Not all crimes are about physical injury to people. Some, like malicious destruction of property, have to do with physical injury to things. In fact, said injury does not even have to be permanent.
Take the crime of defacing property with graffiti, for example. It may surprise you to know that, in general, such crimes are actually prosecuted. It will probably not surprise you, though, to learn that certain graffiti will bring prosecution.
And not simply for the “tagging” of the property either.
Such graffiti can actually be considered harassment. It can also be considered a Massachusetts hate crime.
Take recent developments at Wheaton College, in Norton, where a criminal investigation is currently ongoing. Authorities are investigating anti-Semitic graffiti found morning on a residence for Jewish students.
According to school President Ronald A. Crutcher, “Crude and hateful graffiti” was found on the back door of the Jewish Life House at 17 Howard Street. Students at the house have reported being targeted before, including derogatory remarks shouted from the street as recently as Friday evening.
“I want to be clear: this will not be tolerated,” Crutcher has said. “Wheaton is committed to appreciating, understanding and celebrating diversity. Every individual–student, faculty and staff member–has the right to feel welcomed and safe on our campus and in our community.”
Campus police and Norton police are investigating according to Michael Graca, spokesman for the College.
Attorney Sam’s Take On Hate Crimes
It’s kind of ironic that this story is taking place today, a day when we remember all those who have served in our armed forces in an effort to preserve our way of life.

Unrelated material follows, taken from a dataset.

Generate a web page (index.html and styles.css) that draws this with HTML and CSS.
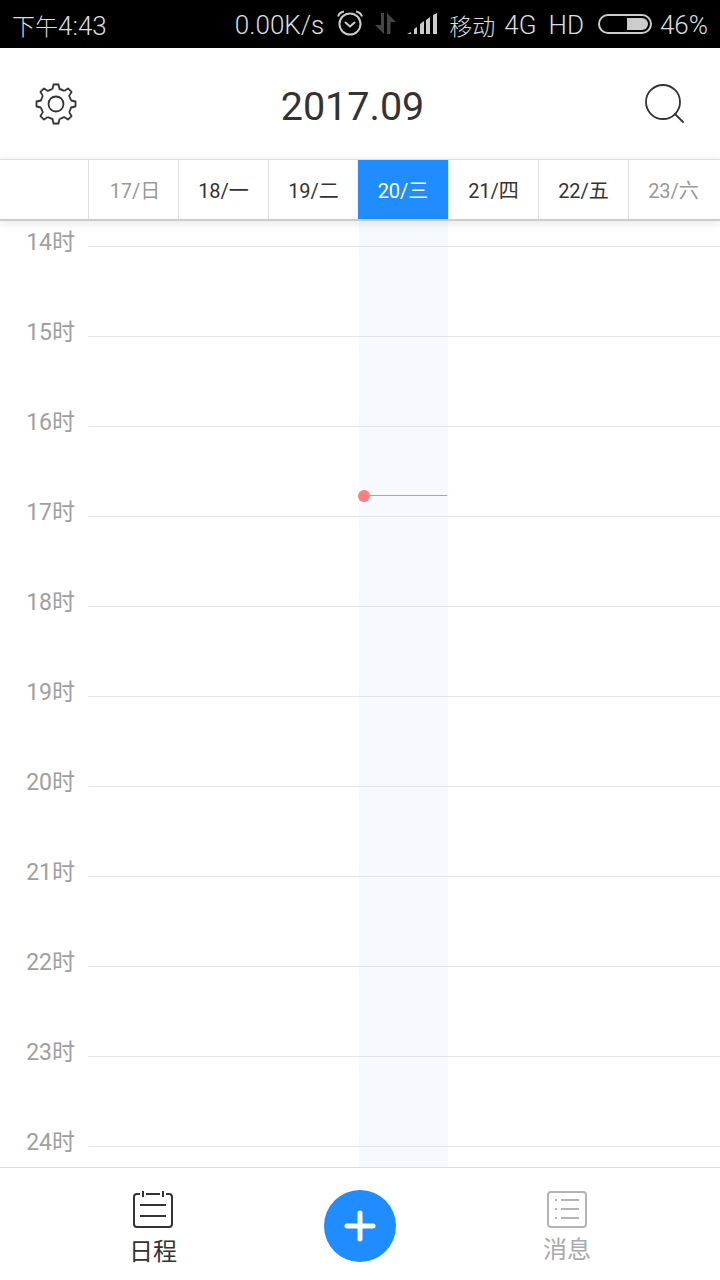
FILE: index.html
```html
<!DOCTYPE html>
<html lang="zh">
<head>
<meta charset="UTF-8">
<meta name="viewport" content="width=device-width, initial-scale=1.0">
<title>日程</title>
<link rel="stylesheet" href="styles.css">
</head>
<body>

<!-- status bar -->
<div class="statusbar">
  <span class="time"><span class="cjk">下午</span>4:43</span>
  <div class="status-right">
    <span class="speed">0.00K/s</span>
    <svg class="ic-clock" width="28" height="26" viewBox="0 0 28 26" fill="none" stroke="#ccc" stroke-width="2">
      <circle cx="14" cy="14" r="10.5"/>
      <path d="M9.5 12.5l4.5 4 4.5-4" stroke-linecap="round" stroke-linejoin="round"/>
      <path d="M2 6.5C3 3.5 5 2 8 1.5M26 6.5C25 3.500 23 2 20 1.500"/>
    </svg>
    <svg class="ic-arrows" width="22" height="22" viewBox="0 0 22 22" fill="#444">
      <path d="M9 0v21L0 12h6V0zM12 21V0l9 9h-5.500v12z"/>
    </svg>
    <svg class="ic-signal" width="30" height="22" viewBox="0 0 30 22" fill="#ccc">
      <path d="M0 21l4-2v2zM7 21v-5l3-2v7zM13 21V11l4-3v13zM19 21V7l4-3v17zM26 21V2l4-2v21z"/>
    </svg>
    <span class="carrier cjk">移动</span>
    <span class="net">4G</span>
    <span class="net net-hd">HD</span>
    <svg class="ic-battery" width="54" height="20" viewBox="0 0 54 20">
      <rect x="1" y="1" width="52" height="18" rx="9" fill="none" stroke="#ccc" stroke-width="2"/>
      <path d="M29 4h15a6 6 0 0 1 0 12H29z" fill="#ccc"/>
    </svg>
    <span class="batt-pct">46%</span>
  </div>
</div>

<!-- title bar -->
<header class="topbar">
  <svg class="ic-gear" width="44" height="44" viewBox="-22 -22 44 44" fill="none" stroke="#333" stroke-width="1.800" stroke-linejoin="round">
    <defs>
      <path id="tooth" d="M-3.500-15L-2.500-19.500H2.500L3.500-15A15.400 15.400 0 0 1 8.130-13.080"/>
    </defs>
    <use href="#tooth"/>
    <use href="#tooth" transform="rotate(45)"/>
    <use href="#tooth" transform="rotate(90)"/>
    <use href="#tooth" transform="rotate(135)"/>
    <use href="#tooth" transform="rotate(180)"/>
    <use href="#tooth" transform="rotate(225)"/>
    <use href="#tooth" transform="rotate(270)"/>
    <use href="#tooth" transform="rotate(315)"/>
    <circle r="7.500"/>
  </svg>
  <h1 class="month">2017.09</h1>
  <svg class="ic-search" width="44" height="44" viewBox="0 0 44 44" fill="none" stroke="#333" stroke-width="1.800">
    <circle cx="20" cy="19" r="17"/>
    <path d="M32 31l8 8" stroke-linecap="round"/>
  </svg>
</header>

<!-- week -->
<div class="week">
  <div class="week-gutter"></div>
  <div class="day off first-day">17/日</div>
  <div class="day">18/一</div>
  <div class="day">19/二</div>
  <div class="day today">20/三</div>
  <div class="day">21/四</div>
  <div class="day">22/五</div>
  <div class="day off">23/六</div>
</div>

<!-- hours -->
<main class="timeline">
  <div class="today-col">
    <div class="now">
      <span class="now-dot"></span>
      <span class="now-line"></span>
    </div>
  </div>
  <div class="hour first"><span class="hour-label">14时</span><span class="hour-line"></span></div>
  <div class="hour"><span class="hour-label">15时</span><span class="hour-line"></span></div>
  <div class="hour"><span class="hour-label">16时</span><span class="hour-line"></span></div>
  <div class="hour"><span class="hour-label">17时</span><span class="hour-line"></span></div>
  <div class="hour"><span class="hour-label">18时</span><span class="hour-line"></span></div>
  <div class="hour"><span class="hour-label">19时</span><span class="hour-line"></span></div>
  <div class="hour"><span class="hour-label">20时</span><span class="hour-line"></span></div>
  <div class="hour"><span class="hour-label">21时</span><span class="hour-line"></span></div>
  <div class="hour"><span class="hour-label">22时</span><span class="hour-line"></span></div>
  <div class="hour"><span class="hour-label">23时</span><span class="hour-line"></span></div>
  <div class="hour"><span class="hour-label">24时</span><span class="hour-line"></span></div>
</main>

<!-- bottom tabs -->
<nav class="tabbar">
  <div class="tab active">
    <svg width="40" height="38" viewBox="0 0 40 38" fill="none" stroke="#333" stroke-width="2">
      <path d="M7 4H4a3 3 0 0 0-3 3v27a3 3 0 0 0 3 3h32a3 3 0 0 0 3-3V7a3 3 0 0 0-3-3h-3M13 4h14"/>
      <path d="M10 1v6M30 1v6" stroke-width="2"/>
      <path d="M7 15h26M7 26h26"/>
    </svg>
    <span class="tab-label">日程</span>
  </div>
  <div class="fab">
    <svg width="36" height="36" viewBox="0 0 36 36" fill="none" stroke="#fff" stroke-width="5" stroke-linecap="round">
      <path d="M18 5v26M5 18h26"/>
    </svg>
  </div>
  <div class="tab">
    <svg width="40" height="38" viewBox="0 0 40 38" fill="none" stroke="#b4b4b4" stroke-width="2">
      <rect x="1" y="2" width="38" height="35" rx="3"/>
      <path d="M8 10h2M8 19h2M8 28h2M14 10h18M14 19h18M14 28h18"/>
    </svg>
    <span class="tab-label">消息</span>
  </div>
</nav>

</body>
</html>
```

FILE: styles.css
```css
* { box-sizing: border-box; }
body {
  margin: 0; width: 720px; height: 1280px;
  display: flex; flex-direction: column;
  background: #fff; color: #333; overflow: hidden;
  font-family: Roboto, "Noto Sans CJK SC", sans-serif;
}

/* status bar */
.statusbar {
  height: 48px; flex: none; background: #000; color: #ddd;
  display: flex; align-items: center; justify-content: space-between;
  padding: 2px 12px 0 12px; font-size: 26px; font-weight: 300;
}
.cjk { font-size: 23px; }
.status-right { display: flex; align-items: center; }
.ic-clock { margin: -4px 0 0 12px; }
.ic-arrows { margin: -2px 0 0 11px; }
.ic-signal { margin: -2px 0 0 10px; }
.carrier { margin-left: 12px; }
.net { margin-left: 9px; }
.net-hd { margin-left: 12px; }
.ic-battery { margin: -2px 0 0 14px; }
.batt-pct { margin-left: 8px; }

/* title bar */
.topbar {
  height: 111px; flex: none;
  display: flex; align-items: center; justify-content: space-between;
  padding: 0 33px 0 34px;
}
.month { margin: 5px 16px 0 0; font-size: 39.5px; font-weight: 400; color: #333; }
.ic-search { margin-top: 2px; }

/* week row */
.week {
  height: 62px; flex: none; display: flex;
  border-top: 1px solid #ddd; border-bottom: 2px solid #ccc;
  background: #fff; position: relative; z-index: 2;
  box-shadow: 0 2px 10px rgba(0,0,0,.1);
}
.week-gutter { width: 88px; }
.day {
  width: 90px; border-left: 1px solid #e0e0e0;
  display: flex; align-items: center; justify-content: center;
  font-size: 20px; color: #333;
}
.day.off { color: #999; }
.day.first-day { padding-left: 3px; }
.day.today { background: #1f8cff; color: #fff; border-left: 0; }

/* hours */
.timeline { flex: 1; position: relative; overflow: hidden; }
.hour { height: 90px; display: flex; position: relative; }
.hour.first { height: 26px; }
.hour-label {
  width: 88px; flex: none; align-self: flex-end;
  line-height: 30px; margin-bottom: -11px; padding-right: 13px;
  text-align: right; font-size: 23px; color: #a0a0a0;
}
.hour-line { flex: 1; border-bottom: 1px solid #e2e4e8; }

.today-col {
  position: absolute; left: 359px; top: 0; bottom: 0; width: 89px;
  background: #f6faff;
}
.now { position: absolute; left: -1px; top: 269px; width: 89px; height: 12px; z-index: 1; }
.now-dot {
  position: absolute; left: 0; top: 0;
  width: 12px; height: 12px; border-radius: 50%; background: #ff7c80;
}
.now-line {
  position: absolute; left: 10px; right: 0; top: 5px;
  height: 1px; background: #e88a8e;
}

/* bottom tabs */
.tabbar {
  height: 113px; flex: none; border-top: 1px solid #ddd; background: #fff;
  display: grid; grid-template-columns: 306px 108px 306px;
  position: relative; z-index: 2;
}
.tab {
  display: flex; flex-direction: column; align-items: center;
  padding-top: 22px; font-size: 24px; color: #aaa;
}
.tab-label { line-height: 30px; margin-top: 7px; }
.tab.active { color: #333; }
.tab.active .tab-label { margin-top: 9px; }
.fab {
  width: 72px; height: 72px; border-radius: 50%; background: #1f8cff;
  display: flex; align-items: center; justify-content: center;
  margin: 22px auto 0;
}
```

You know, tolerance and respect for all walks of life…that kind of stuff.
In any case, we have discussed many times that our First Amendment freedoms concerning free speech are not absolute. For example, you can be arrested for inciting a riot. You cannot yell “Fire!” in a crowded theatre (unless, perhaps, if there really is one) and you cannot deface property…particularly when you are doing so with hate speech.
Hate speech itself IS actually protected…but it has to be under appropriate circumstances. For example, you have probably read stories about demonstrations or marches put on by Nazis or the Klu Klux Klan. Such groups do have the right , if otherwise following the law, to voice their opinions. However, while carrying signs decrying the “Jewish Devil” or “Non-human Black” might be legal…planting those signs on someone’s lawn, or burning a cross thereupon, is not.

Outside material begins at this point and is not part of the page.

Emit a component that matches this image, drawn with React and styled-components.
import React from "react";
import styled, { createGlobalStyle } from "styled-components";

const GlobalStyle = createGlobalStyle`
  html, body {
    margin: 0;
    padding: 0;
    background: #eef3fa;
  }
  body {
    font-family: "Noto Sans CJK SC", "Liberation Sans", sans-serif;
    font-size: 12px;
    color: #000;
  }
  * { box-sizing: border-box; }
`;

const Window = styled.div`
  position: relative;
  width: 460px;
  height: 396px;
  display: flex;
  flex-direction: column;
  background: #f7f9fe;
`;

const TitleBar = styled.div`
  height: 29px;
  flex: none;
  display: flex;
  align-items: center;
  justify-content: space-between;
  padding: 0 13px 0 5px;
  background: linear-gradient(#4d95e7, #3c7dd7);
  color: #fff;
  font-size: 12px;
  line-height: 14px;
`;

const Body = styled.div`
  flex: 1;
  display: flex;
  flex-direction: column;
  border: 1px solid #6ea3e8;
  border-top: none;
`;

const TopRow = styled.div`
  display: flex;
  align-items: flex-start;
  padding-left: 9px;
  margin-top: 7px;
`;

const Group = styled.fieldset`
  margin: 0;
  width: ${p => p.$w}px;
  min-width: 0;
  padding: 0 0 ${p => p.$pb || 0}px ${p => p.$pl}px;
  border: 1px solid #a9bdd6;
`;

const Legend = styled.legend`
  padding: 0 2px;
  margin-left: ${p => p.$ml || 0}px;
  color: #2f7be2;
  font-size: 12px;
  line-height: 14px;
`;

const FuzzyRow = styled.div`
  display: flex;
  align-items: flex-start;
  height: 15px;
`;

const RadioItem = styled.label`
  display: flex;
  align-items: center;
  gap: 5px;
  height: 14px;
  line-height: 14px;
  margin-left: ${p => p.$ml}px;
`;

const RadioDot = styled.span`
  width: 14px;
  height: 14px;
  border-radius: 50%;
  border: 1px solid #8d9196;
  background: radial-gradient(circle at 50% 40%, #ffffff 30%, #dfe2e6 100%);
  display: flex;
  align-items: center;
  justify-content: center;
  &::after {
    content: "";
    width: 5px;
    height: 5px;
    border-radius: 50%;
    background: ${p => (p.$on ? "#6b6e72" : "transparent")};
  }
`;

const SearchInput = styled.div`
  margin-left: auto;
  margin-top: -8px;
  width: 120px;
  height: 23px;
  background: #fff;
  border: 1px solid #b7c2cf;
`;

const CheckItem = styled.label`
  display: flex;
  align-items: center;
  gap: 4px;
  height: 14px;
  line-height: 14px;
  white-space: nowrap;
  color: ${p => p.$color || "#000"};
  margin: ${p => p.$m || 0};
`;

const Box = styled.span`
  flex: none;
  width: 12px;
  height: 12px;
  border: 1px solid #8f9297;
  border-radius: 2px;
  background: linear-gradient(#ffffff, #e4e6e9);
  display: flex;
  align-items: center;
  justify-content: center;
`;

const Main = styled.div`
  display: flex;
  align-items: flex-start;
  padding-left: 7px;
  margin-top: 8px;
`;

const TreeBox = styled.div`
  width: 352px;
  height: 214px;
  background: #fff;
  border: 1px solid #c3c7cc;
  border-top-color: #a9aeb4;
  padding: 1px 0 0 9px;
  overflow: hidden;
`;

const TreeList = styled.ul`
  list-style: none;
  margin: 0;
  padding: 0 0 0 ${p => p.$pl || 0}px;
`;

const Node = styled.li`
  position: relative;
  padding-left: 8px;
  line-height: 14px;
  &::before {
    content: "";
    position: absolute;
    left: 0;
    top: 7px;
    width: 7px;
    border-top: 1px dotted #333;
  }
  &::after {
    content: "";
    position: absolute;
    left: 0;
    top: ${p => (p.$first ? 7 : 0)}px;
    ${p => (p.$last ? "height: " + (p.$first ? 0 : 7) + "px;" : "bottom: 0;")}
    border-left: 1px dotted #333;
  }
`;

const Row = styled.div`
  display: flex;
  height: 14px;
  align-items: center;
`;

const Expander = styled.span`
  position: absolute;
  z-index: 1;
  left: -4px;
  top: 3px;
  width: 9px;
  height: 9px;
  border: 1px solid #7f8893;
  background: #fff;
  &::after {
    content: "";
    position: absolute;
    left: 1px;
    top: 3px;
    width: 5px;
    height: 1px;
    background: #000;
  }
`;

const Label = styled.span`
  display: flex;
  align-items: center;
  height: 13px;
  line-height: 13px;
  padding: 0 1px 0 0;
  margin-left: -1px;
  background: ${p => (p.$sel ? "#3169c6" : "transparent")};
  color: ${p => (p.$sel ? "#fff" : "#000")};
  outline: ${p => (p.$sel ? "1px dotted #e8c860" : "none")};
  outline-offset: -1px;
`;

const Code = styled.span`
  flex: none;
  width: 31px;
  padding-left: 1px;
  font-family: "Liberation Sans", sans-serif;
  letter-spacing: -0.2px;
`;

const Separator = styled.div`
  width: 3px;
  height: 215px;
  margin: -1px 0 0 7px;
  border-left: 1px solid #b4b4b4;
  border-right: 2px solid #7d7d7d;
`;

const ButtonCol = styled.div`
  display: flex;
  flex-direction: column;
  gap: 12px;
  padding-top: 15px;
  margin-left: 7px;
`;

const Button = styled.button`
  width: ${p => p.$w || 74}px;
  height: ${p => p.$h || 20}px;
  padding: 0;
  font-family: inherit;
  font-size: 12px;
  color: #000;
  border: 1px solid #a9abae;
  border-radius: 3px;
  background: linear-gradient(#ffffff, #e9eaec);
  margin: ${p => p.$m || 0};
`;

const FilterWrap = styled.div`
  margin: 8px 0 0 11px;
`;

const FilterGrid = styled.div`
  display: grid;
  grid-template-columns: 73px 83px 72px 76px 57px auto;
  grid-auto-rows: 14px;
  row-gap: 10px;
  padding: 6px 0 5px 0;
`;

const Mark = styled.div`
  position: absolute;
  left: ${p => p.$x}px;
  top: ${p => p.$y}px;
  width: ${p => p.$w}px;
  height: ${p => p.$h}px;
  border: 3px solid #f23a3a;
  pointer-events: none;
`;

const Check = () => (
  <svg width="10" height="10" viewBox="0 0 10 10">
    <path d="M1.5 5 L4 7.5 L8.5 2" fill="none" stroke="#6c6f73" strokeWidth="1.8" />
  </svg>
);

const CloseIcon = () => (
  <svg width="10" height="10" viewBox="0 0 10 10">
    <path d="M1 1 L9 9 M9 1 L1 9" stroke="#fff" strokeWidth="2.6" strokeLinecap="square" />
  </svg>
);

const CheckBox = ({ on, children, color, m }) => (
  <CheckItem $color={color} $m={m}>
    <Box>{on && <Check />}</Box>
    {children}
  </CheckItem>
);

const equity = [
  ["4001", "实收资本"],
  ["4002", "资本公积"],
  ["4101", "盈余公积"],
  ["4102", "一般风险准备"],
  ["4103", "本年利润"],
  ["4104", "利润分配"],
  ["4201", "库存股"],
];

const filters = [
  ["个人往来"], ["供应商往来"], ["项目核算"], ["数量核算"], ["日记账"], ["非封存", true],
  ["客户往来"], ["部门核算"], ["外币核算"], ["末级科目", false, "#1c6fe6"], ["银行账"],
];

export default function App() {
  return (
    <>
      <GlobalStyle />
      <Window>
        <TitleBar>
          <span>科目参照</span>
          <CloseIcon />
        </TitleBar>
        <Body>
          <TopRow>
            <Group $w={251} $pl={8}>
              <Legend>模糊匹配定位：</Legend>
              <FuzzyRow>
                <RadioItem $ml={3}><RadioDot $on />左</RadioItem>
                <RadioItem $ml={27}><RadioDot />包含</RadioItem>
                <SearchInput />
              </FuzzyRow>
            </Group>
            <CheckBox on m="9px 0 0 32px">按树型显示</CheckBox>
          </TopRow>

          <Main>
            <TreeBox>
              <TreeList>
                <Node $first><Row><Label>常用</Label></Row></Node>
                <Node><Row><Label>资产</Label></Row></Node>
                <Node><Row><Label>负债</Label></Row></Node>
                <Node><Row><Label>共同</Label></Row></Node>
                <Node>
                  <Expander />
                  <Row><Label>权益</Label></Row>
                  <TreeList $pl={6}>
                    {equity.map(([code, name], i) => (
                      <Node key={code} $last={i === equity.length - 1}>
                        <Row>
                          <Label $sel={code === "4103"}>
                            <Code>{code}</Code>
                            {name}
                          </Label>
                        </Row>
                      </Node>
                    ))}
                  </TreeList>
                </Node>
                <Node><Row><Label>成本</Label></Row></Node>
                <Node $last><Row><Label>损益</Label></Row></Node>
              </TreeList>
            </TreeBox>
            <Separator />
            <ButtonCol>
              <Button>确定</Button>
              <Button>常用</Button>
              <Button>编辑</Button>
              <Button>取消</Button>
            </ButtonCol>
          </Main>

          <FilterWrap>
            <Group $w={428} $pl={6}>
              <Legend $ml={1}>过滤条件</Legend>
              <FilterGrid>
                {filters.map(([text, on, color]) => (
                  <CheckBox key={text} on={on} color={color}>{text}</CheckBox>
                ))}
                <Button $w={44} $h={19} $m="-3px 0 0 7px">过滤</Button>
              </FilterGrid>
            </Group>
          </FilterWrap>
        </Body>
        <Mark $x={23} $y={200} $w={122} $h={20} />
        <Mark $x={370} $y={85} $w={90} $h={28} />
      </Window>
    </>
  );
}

In this case, the property that has been defaced with the garbage of hatred does not belong to the graffiti “artist”. It belongs to the school. Further, it is designed to incite and, in fact, threaten. It is, for a variety of reasons, illegal.
“Does the Commonwealth really prosecute cases of graffiti, Sam?”
Yes, the do. Clearly in cases like this, where the message is hate speech. However, they will also prosecute cases of simply typical graffiti, such as “Mary Loves Paul” or “Go Patriots!”
Obliviously, though, these cases are not treat as harshly as those involving hate speech.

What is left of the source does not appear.